Ce qui précède ne respecte pas les règles légales sur la précision de la contestation et de l'allégation. Si l'intimée entendait se prévaloir du fait que les opérations de change avaient été faites à l'insu de l'appelant, de sorte que celui-ci était tenu à restitution du bénéfice qu'elles avaient dégagé, il lui aurait incombé de l'alléguer dans sa réponse, ce qu'elle n'a pas fait.

L'intimée a au contraire soutenu que toutes les opérations effectuées par ses soins avaient été faites avec l'accord de l'appelant.

Dans la mesure où, à l'issue de la phase d'allégation, les allégués des parties concordaient sur le fait que les opérations de change avaient été faites avec l'accord de l'appelant, ce fait devait être considéré comme prouvé.

Les déclarations de l'intimé devant le Tribunal, selon lesquelles il n'avait pas signé d'autorisation individuelle pour chaque opération de change ne sont dès lors pas déterminantes. Cette formulation est au demeurant ambiguë et l'on ne saurait en déduire, au vu de ce qui précède, que l'appelant entendait ce faisant revenir sur les allégations contenues dans sa demande.

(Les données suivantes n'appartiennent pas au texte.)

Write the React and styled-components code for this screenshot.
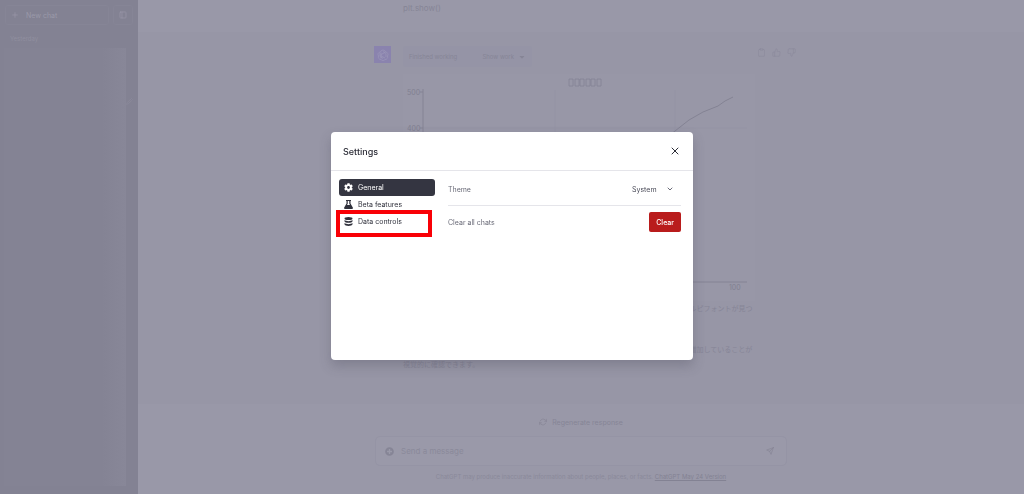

En tout état de cause, il convient de relever que, préalablement à la procédure, l'intimée n'a émis aucune réserve relative aux extraits de compte qu'elle a fournis à l'appelant. Elle lui a au contraire demandé à plusieurs reprises de signer des biens-trouvés. Ce faisant, elle a reconnu l'état de ce compte - éventuels bénéfices résultant des opérations de change compris - et ratifié les actes de son chargé de relations. Elle ne saurait désormais affirmer que l'appelant bénéficierait d'un avantage injustifié qu'il devrait lui restituer.

En définitive, le bénéfice résultant des opérations de change ne constitue pas un préjudice pour la banque, car elle n'est pas amenée à payer au client plus que ce qu'elle a reconnu lui devoir en lui soumettant ses relevés de compte et en lui demandant d'en donner quittance.

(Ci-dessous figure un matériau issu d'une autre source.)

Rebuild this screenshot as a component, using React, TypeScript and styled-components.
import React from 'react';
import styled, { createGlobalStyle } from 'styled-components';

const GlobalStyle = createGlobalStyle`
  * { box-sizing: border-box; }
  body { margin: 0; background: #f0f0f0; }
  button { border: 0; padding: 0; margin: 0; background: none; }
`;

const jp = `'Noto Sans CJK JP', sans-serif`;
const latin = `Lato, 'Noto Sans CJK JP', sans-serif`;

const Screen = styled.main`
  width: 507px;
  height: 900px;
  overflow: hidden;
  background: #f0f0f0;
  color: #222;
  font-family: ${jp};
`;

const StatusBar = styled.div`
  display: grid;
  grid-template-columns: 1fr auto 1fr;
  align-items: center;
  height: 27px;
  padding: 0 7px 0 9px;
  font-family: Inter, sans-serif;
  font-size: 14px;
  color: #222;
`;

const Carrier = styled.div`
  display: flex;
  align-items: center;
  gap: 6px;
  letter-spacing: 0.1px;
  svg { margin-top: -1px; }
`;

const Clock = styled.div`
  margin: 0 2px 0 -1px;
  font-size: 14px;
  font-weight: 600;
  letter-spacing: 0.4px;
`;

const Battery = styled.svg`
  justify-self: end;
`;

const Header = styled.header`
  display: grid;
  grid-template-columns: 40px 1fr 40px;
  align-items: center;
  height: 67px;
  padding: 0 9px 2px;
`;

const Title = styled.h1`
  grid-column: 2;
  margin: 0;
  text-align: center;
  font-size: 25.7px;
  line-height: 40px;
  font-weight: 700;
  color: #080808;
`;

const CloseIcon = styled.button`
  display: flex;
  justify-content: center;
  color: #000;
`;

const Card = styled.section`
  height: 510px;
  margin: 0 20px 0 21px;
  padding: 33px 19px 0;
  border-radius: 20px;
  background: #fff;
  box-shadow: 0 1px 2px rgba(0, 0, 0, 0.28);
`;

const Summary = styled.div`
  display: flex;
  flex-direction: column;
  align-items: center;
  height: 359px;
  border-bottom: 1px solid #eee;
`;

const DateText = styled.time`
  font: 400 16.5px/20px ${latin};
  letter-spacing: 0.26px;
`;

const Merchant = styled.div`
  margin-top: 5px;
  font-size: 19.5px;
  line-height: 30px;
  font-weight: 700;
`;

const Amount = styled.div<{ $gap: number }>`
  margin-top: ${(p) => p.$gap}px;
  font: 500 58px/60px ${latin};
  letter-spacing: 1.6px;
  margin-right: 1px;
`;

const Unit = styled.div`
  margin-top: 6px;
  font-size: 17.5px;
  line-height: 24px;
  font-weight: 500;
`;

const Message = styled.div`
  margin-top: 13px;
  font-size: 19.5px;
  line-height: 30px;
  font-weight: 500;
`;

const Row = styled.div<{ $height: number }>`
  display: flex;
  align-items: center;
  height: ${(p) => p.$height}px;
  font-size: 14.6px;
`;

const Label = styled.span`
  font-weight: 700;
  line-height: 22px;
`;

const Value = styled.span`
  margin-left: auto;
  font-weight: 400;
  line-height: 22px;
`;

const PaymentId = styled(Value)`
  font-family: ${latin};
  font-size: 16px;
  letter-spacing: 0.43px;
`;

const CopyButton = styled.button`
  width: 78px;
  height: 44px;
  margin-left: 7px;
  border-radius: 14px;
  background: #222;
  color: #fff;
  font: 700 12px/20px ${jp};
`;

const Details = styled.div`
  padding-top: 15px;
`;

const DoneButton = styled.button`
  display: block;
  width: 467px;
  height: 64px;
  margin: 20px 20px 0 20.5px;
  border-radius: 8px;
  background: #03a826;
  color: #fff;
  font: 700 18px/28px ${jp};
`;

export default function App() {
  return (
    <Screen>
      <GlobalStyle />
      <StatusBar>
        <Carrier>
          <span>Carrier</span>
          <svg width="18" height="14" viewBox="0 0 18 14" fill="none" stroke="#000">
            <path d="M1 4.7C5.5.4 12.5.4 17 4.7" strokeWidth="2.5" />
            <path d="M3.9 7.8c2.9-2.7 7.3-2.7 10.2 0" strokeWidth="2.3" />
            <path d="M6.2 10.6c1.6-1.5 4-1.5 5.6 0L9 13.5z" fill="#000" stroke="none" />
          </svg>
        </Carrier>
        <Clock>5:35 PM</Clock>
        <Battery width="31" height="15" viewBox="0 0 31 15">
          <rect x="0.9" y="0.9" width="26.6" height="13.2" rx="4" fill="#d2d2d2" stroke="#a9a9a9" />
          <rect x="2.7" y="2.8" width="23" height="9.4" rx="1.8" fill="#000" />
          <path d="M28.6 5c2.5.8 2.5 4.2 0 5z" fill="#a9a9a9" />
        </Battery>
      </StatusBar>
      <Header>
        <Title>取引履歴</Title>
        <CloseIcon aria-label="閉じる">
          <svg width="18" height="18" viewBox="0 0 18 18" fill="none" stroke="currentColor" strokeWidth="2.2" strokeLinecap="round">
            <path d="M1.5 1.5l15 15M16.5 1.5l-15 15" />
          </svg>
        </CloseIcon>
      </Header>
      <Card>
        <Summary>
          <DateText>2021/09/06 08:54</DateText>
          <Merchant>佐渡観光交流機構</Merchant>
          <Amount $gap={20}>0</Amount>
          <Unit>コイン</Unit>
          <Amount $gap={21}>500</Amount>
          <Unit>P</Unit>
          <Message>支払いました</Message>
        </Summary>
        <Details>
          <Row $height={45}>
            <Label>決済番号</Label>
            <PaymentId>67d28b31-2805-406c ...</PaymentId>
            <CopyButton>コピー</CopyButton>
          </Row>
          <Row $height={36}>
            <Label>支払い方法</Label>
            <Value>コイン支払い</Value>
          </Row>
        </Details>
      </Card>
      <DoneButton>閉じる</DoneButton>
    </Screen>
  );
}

Le grief de l'intimé sur ce point doit ainsi être rejeté.

Il s'ensuit que les prétentions admises par le Tribunal, portant sur les transferts effectués en faveur de tiers, l'acquisition des titres R______ et I______, ainsi que les frais y relatifs, dont les parties ne contestent pas les montants, doivent être confirmées.

7. L'appelant conteste avoir ratifié les investissements dans G______.

Le Tribunal a retenu que ces investissements étaient expressément mentionnés sur chacun des relevés qui avaient été transmis à l'appelant et qu'il en avait donc pris connaissance avant sa visite à la banque en mars 2010.

L'appelant ne le conteste pas, mais soutient avoir demandé de vendre une partie des parts en question, lesquelles avaient été acquises sans son autorisation. Il prétend en particulier que le rachat de 5'450.23 parts intervenu en juin 2020 démontrerait qu'il avait demandé à vendre ces parts.

Cette présentation des choses diffère des faits allégués par l'appelant en première instance, puisqu'il a soutenu dans sa demande n'avoir découvert les transactions non autorisées qu'en 2010.

A cela s'ajoute que si l'appelant, comme il le soutient, a donné l'ordre de vendre une partie des parts en question, c'est bien qu'il en connaissait l'existence.

En toute hypothèse, les déclarations de l'appelant, qui ne sont corroborées par aucun ordre écrit, sont insuffisamment précises pour établir qu'il a demandé la vente de ses titres dans le délai d'un mois stipulé dans les conditions d'ouverture du compte de la banque. En effet, il a déclaré qu'il avait demandé à vendre ces titres "probablement dans les derniers mois de l'année 2008". Les déclarations du témoin L______ sont également trop floues, celui-ci ayant simplement confirmé que lors de leur seconde rencontre, intervenue après le départ du chargé de relations, l'appelant lui avait dit avoir demandé la vente d'une partie de ses parts.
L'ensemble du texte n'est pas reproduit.